Les travaux des chercheurs précurseurs en finance comportementale remontent aux années 1970. En 2011, Daniel Kahneman a publié un livre résumant les recherches qu’il a effectuées au fil des décennies, souvent en collaboration avec Amos Tversky: Système 1/Système 2. Les deux vitesses de la pensée. En bref, le cerveau fonctionnerait sur deux modes de pensée, le système 1 et le système 2.

– Système 1: les décisions sont rapides et intuitives, mais possiblement biaisées sur le plan cognitif, car ce système utilise très peu le traitement mental de l’information.

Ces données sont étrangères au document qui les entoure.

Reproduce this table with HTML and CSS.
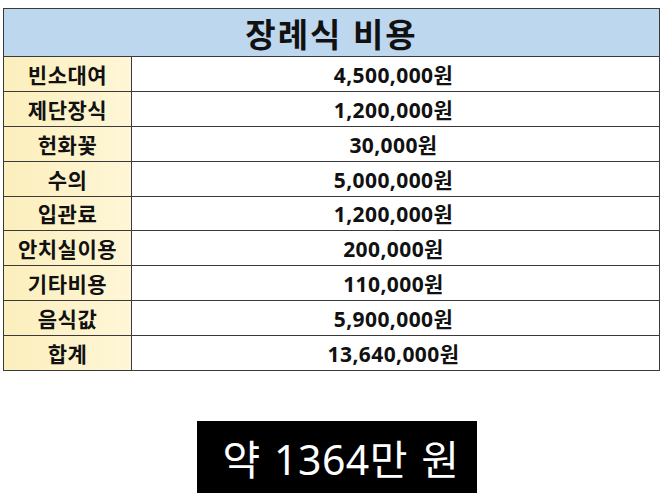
FILE: index.html
```html
<!DOCTYPE html>
<html lang="ko">
<head>
<meta charset="utf-8">
<link rel="stylesheet" href="styles.css">
</head>
<body>
<div class="page">
  <div class="table">
    <div class="head">장례식 비용</div>
    <div class="label">빈소대여</div><div class="value">4,500,000원</div>
    <div class="label">제단장식</div><div class="value">1,200,000원</div>
    <div class="label">헌화꽃</div><div class="value">30,000원</div>
    <div class="label">수의</div><div class="value">5,000,000원</div>
    <div class="label">입관료</div><div class="value">1,200,000원</div>
    <div class="label">안치실이용</div><div class="value">200,000원</div>
    <div class="label">기타비용</div><div class="value">110,000원</div>
    <div class="label">음식값</div><div class="value">5,900,000원</div>
    <div class="label">합계</div><div class="value">13,640,000원</div>
  </div>
  <div class="summary">약 1364만 원</div>
</div>
</body>
</html>
```
FILE: styles.css
```css
html, body {
  margin: 0;
  padding: 0;
  background: #ffffff;
}
.page {
  width: 672px;
  height: 498px;
  padding-top: 8px;
  box-sizing: border-box;
  display: flex;
  flex-direction: column;
  align-items: flex-start;
  font-family: "Noto Sans", "Noto Sans CJK KR", sans-serif;
}
.table {
  margin-left: 3px;
  width: 657px;
  height: 363px;
  box-sizing: border-box;
  display: grid;
  grid-template-columns: 127px 1fr;
  grid-template-rows: 47px repeat(9, 1fr);
  gap: 1px;
  padding: 1px;
  background: #3a3a3a;
}
.head {
  grid-column: 1 / 3;
  background: #bdd7ee;
  display: flex;
  align-items: center;
  justify-content: center;
  font-size: 33px;
  font-weight: 700;
  color: #111;
  letter-spacing: 2px;
  padding-top: 1px;
}
.label {
  background: linear-gradient(90deg, #fcefbd 0%, #fdf3cc 60%, #fef6d6 100%);
  display: flex;
  align-items: center;
  justify-content: center;
  font-size: 21px;
  font-weight: 700;
  color: #111;
  letter-spacing: 0.5px;
}
.value {
  background: #ffffff;
  display: flex;
  align-items: center;
  justify-content: center;
  font-size: 21px;
  font-weight: 700;
  color: #111;
  letter-spacing: 0.4px;
  padding-right: 4px;
}
.summary {
  align-self: center;
  margin-top: 50px;
  margin-left: 2px;
  width: 280px;
  height: 72px;
  box-sizing: border-box;
  background: #000;
  color: #fff;
  display: flex;
  align-items: center;
  justify-content: center;
  padding-left: 8px;
  font-size: 41px;
  font-weight: 400;
  letter-spacing: 0.5px;
  word-spacing: 2px;
}
```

– Système 2: les décisions sont plus lentes, basées sur un processus analytique et réfléchi, donc un traitement plus important de l’information.

Habituellement, c’est le système 2 de notre cerveau qui s’occupe du traitement de l’information complexe. Parfois, dans un contexte de stress, de fatigue physique ou mentale, le système 1 peut prendre les commandes et le cerveau va s’y fier. C’est pratique, car plus rapide, mais sujet à des biais cognitifs et à des heuristiques.

Les biais cognitifs sont des erreurs commises pendant le processus de prise de décision. Ils s’apparentent à des réflexes, des raccourcis mentaux utilisés pour faciliter la prise de décision dans certaines situations, comme se faire une première impression de quelqu’un en quelques secondes.

 

Biais possibles en planification financière

Voici quelques biais comportementaux que l’on peut retrouver en planification financière.

 

Placements:

– L’aversion aux pertes: vendre très rapidement un titre perdant

– L’excès de confiance: croire fortement que l’on peut battre un indice de référence ou obtenir de meilleurs résultats que les investisseurs professionnels 

– Biais de proximité et biais de familiarité: faire preuve de plus de confiance et investir dans les sociétés locales que l’on connaît, même si la capitalisation boursière du Canada ne représente qu’environ 3% du total mondial (manque de diversification)

– L’effet d’ancrage: garder en tête le prix d’achat d’un investissement qui a subi une perte et espérer que son prix remonte avant de le vendre

– Biais de confirmation et effet de mode: rechercher l’information qui vient conforter notre opinion sur un sujet, ou vouloir investir dans des investissements populaires, comme certaines cryptomonnaies, car on en entend beaucoup parler

 

Retraite

– Biais de l’effet récent et biais de persuasion: privilégier des informations récentes et avoir tendance à les projeter à long terme comme une future tendance (par exemple l’inflation au-dessus de 5 % ou le litre d’essence à plus de 2,00 $/litre)

 

Finances

– L’aversion aux pertes et l’effet du statu quo: choisir un taux d’intérêt fixe sur une dette plutôt qu’un taux variable moindre, car avec un taux fixe, on réduit la variabilité des paiements et le risque de perte

 

Assurance et gestion des risques:

– Biais de l’effet récent et biais de représentativité: s’attarder au prix de la prime d’assurance et au montant de la franchise au détriment d’une vue à long terme et de la faible probabilité de réclamation

– Biais de statu quo: ne pas revoir sa protection d’assurance, même en cas de changement dans sa situation personnelle, car une révision peut amener un changement, donc de l’incertitude

 

Tout le monde peut être sujet aux biais cognitifs, même les professionnels du domaine financier. Pour mettre toutes les chances de votre côté lors d’une première rencontre avec un planificateur financier, préparez-vous ! Mettez de l’ordre dans vos informations et vos divers documents financiers personnels et dressez-vous une liste des sujets à aborder. Aussi, il est sage de se garder informé et de conserver un bon niveau de littéracie financière, afin d’éviter le plus possible de tomber dans divers raccourcis de la pensée.